Lo único que le solicitó el canciller Roncagliolo al gobierno de Nicolás Maduro fue “tolerancia” y “diálogo”. No le pidió que realice una auditoría seria de la votación que lo llevó al poder, que no amenace a su principal opositor con ponerlo tras las rejas, que deje de azuzar la violencia en su país, ni que ordene a sus diputados abstenerse de agarrar a golpes a los congresistas que no reconozcan su mandato. El canciller no le hizo a Maduro ninguna de estas solicitudes, que hubiesen estado más que justificadas tal como están las cosas en Venezuela. Solo le pidió tolerancia y diálogo. Pero, claramente, para el presidente venezolano eso es mucho pedir porque declaró que el canciller peruano había “cometido el error de su vida”.

Las actitudes matonescas del señor Maduro no son novedad. A la injustificada reacción ante la solicitud del señor Roncagliolo se le han sumado las calificaciones de “impertinente” al ministro de Asuntos Exteriores español y de “inmoral”, “injerencista” y “cínico” al secretario general de la OEA, solo porque ambos expresaron su preocupación sobre la tensa situación política en Venezuela. Y la gravedad de estas declaraciones es mínima comparada con la de algunas otras acusaciones realizadas por el mandatario venezolano, que solo se explicarían por un desbordado fanatismo por las películas de espías o por un delirio de persecución fuera de control. Por ejemplo, según el señor Maduro, el ex presidente colombiano Álvaro Uribe tendría un plan para asesinarlo en colusión con funcionarios de Washington. Además, según el mandatario venezolano, el presidente estadounidense Barack Obama estaría detrás de los disturbios y de la violencia registrados en el país llanero recientemente, razón por la cual él sería el “jefe mayor de los diablos”. Y cómo olvidar el momento en el que, cuando aún había dudas acerca del estado de salud de Hugo Chávez, el señor Maduro deslizó que los países enemigos del comandante le habrían inoculado el cáncer que padecía. Más aún, una semana después de la muerte de Chávez, mencionó que se crearía una comisión para investigar la veracidad de dicho hecho.
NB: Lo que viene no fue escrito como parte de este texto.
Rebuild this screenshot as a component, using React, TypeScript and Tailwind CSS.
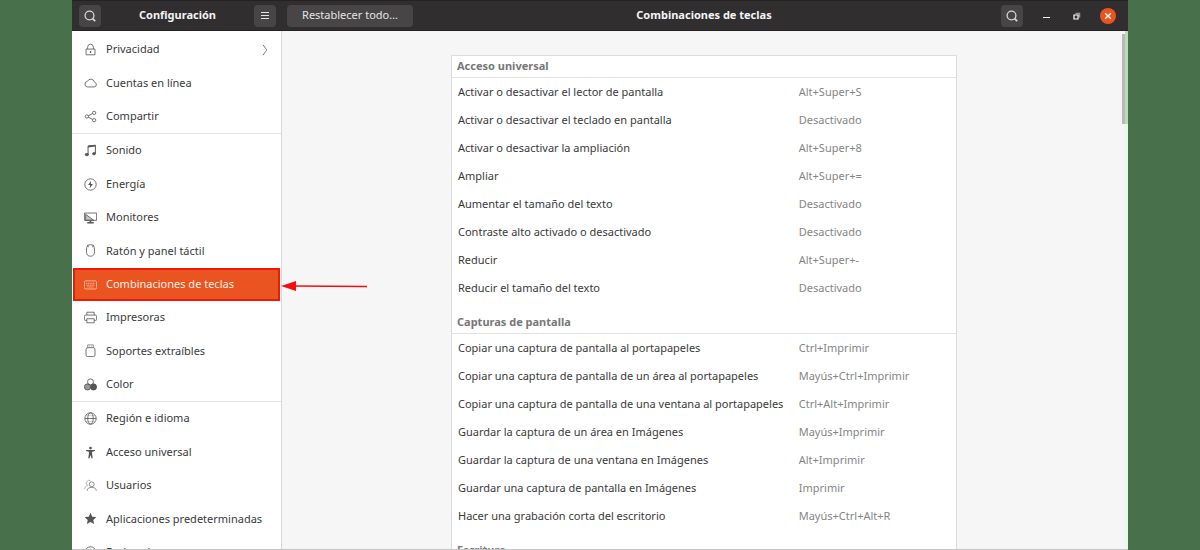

Esta original forma de conducir las relaciones internacionales, sin embargo, no es invención del actual presidente de Venezuela. Lo cierto es que parecería que un “pajarito” fuese su asesor en esta materia, pues Chávez se caracterizaba por este mismo tipo de exabruptos. Fue el difunto gobernante venezolano quien, previo a las elecciones presidenciales peruanas del 2006, tildó al entonces candidato Alan García de “truhán” y “corrupto de siete suelas”. Él también mandó (literalmente) “al carajo” al ALCA en plena Cumbre de los Pueblos, en Argentina. Además, en plena asamblea de la ONU, llamó a un ex presidente de Estados Unidos “alcohólico”, “genocida” y se refirió a él como el diablo. Asimismo, calificó al propio José Miguel Insulza de “insulso” y “pendejo” por criticar la cancelación del canal de televisión RCTV. Y, solo por citar un último ejemplo, fue a Chávez a quien se le ocurrió en primer lugar denunciar que la CIA habría desarrollado una tecnología para inducir el cáncer.

Lo que más nos debería llamar la atención, sin embargo, no es lo anecdótico de las declaraciones delirantes y agresivas de los líderes del chavismo ni su irresponsabilidad para conducir las relaciones con otros países, sino lo que esto realmente refleja: un absoluto desprecio por las instituciones democráticas y por la paz internacional. Esto debería ser una razón adicional –y suficiente– para que el gobierno, en el futuro, considere con más detenimiento darle su respaldo al régimen chavista como lo hizo cuando, junto con otros presidentes de la región, acudió a saludar la elección del señor Maduro a pesar de reconocer que era importante hacer una auditoría a la misma. Y es que –ya no deberían haber dudas sobre esto– el chavismo no está dispuesto a cambiar y solo está dispuesto a tolerar a quien tolere a su vez su autoritarismo.